Today’s release of White House meetings is in tape form without transcripts. The tapes are available for research use in the Library’s Research Room. The hours of operation are Monday – Friday from 8:30 am - 4:30 pm and appointments may be made by calling (617) 514-1629. The recordings and finding guide are available for purchase at the John F. Kennedy Library, Columbia Point, Boston, MA 02125, or by calling the Audiovisual Department (617) 514-1617.

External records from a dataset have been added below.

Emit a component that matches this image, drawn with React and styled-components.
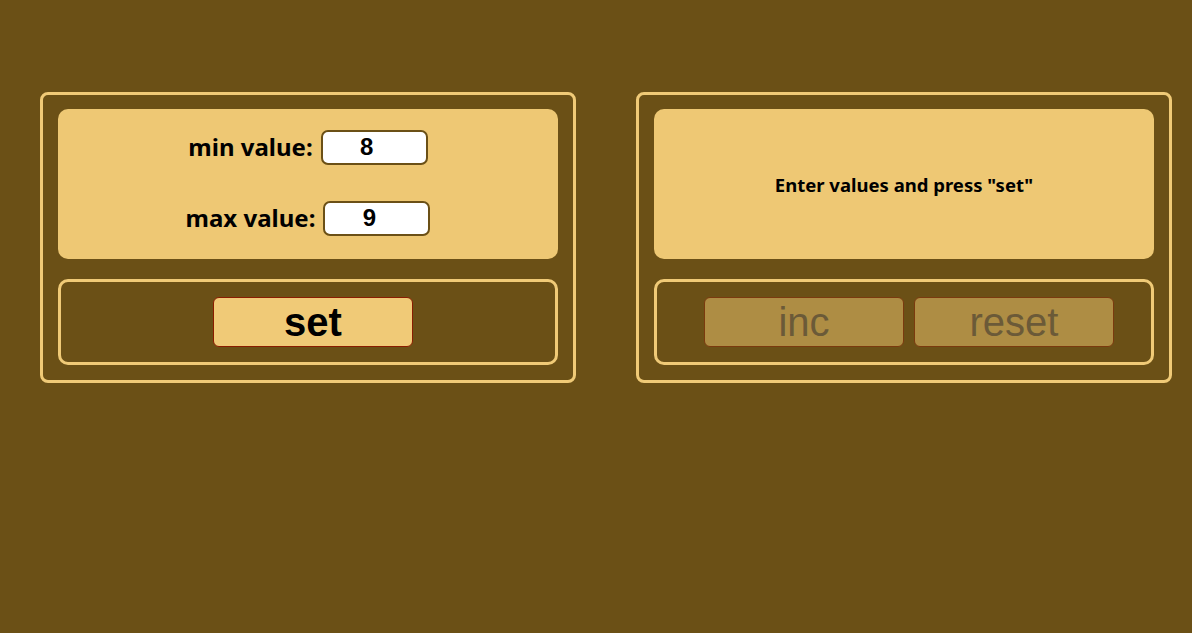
import React from 'react'
import styled, { createGlobalStyle } from 'styled-components'

const GlobalStyle = createGlobalStyle`
  body {
    margin: 0;
    background: #6b5016;
    font-family: "Noto Sans", "Open Sans", sans-serif;
  }
`
const Page = styled.div`
  display: flex;
  align-items: flex-start;
  gap: 60px;
  padding: 92px 0 0 40px;
  min-height: 633px;
  box-sizing: border-box;
`
const Panel = styled.div`
  width: 536px;
  box-sizing: border-box;
  border: 3px solid #f0ca77;
  border-radius: 8px;
  padding: 14px 15px 15px;
  display: flex;
  flex-direction: column;
  gap: 20px;
`
const Display = styled.div`
  height: 150px;
  box-sizing: border-box;
  padding-bottom: ${p => p.$lift || 0}px;
  background: #eec874;
  border-radius: 10px;
  display: flex;
  flex-direction: column;
  align-items: center;
  justify-content: center;
  gap: 36px;
`
const Row = styled.label`
  display: flex;
  align-items: center;
  gap: 8px;
  height: 35px;
  font-size: 24px;
  line-height: 1;
  font-weight: 700;
  color: #000;
`
const Input = styled.input`
  width: 107px;
  height: 35px;
  box-sizing: border-box;
  border: 2px solid #6b5016;
  border-radius: 7px;
  background: #fff;
  text-align: center;
  font-family: "Liberation Sans", Arial, sans-serif;
  font-weight: 700;
  font-size: 24px;
  color: #000;
  outline: none;
`
const Message = styled.div`
  font-size: 18.5px;
  font-weight: 700;
  color: #000;
`
const Controls = styled.div`
  height: 86px;
  box-sizing: border-box;
  border: 3px solid #f0ca77;
  border-radius: 10px;
  display: flex;
  align-items: center;
  justify-content: center;
`
const Button = styled.button`
  width: 200px;
  height: 50px;
  box-sizing: border-box;
  margin: 0 0 0 10px;
  border: 1px solid ${p => (p.disabled ? '#7a3a0e' : '#8a1c00')};
  border-radius: 6px;
  background: ${p => (p.disabled ? '#ae8d44' : '#f0ca77')};
  color: ${p => (p.disabled ? '#6b5a38' : '#000')};
  font-family: "Liberation Sans", Arial, sans-serif;
  font-weight: ${p => (p.disabled ? 400 : 700)};
  font-size: 40px;
  line-height: 1;
  padding: 0;
`

export default function App() {
  return (
    <>
      <GlobalStyle />
      <Page>
        <Panel>
          <Display $lift={3}>
            <Row>min value: <Input type="number" defaultValue={8} /></Row>
            <Row>max value: <Input type="number" defaultValue={9} /></Row>
          </Display>
          <Controls>
            <Button>set</Button>
          </Controls>
        </Panel>
        <Panel>
          <Display>
            <Message>Enter values and press "set"</Message>
          </Display>
          <Controls>
            <Button disabled>inc</Button>
            <Button disabled>reset</Button>
          </Controls>
        </Panel>
      </Page>
    </>
  )
}
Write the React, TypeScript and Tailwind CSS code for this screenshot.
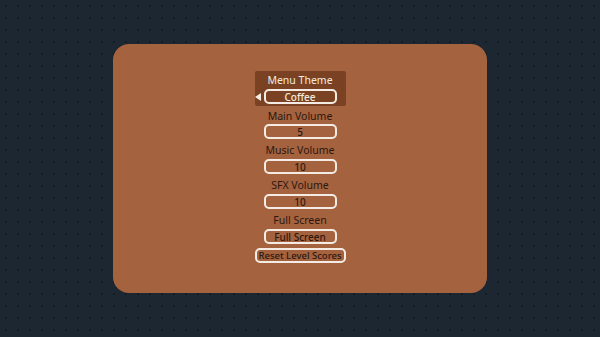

To document the life and career of President Kennedy and to provide insight into people, events, and issues of mid-20th century American history, the John F. Kennedy Library and Museum collects, preserves and makes available for research the documents, audiovisual material and memorabilia of President Kennedy, his family, and his contemporaries. The Library's Archives includes 48 million pages of documents from the collections of 340 individuals, organizations, or government agencies; oral history interviews with 1,300 people; and more than 30,000 books. The Audiovisual Archives administers collections of more than 200,000 still photographs, 7,550,000 feet of motion picture film, 1,200 hours of video recordings, over 7,000 hours of audio recordings and 500 original editorial cartoons.

The John F. Kennedy Library and Museum is a presidential library administered by the National Archives and Records Administration and supported, in part, by the John F. Kennedy Library Foundation, a non-profit organization. The Kennedy Library and the Kennedy Library Foundation seek to promote, through educational and community programs, a greater appreciation and understanding of American politics, history, and culture, the process of governing and the importance of public service.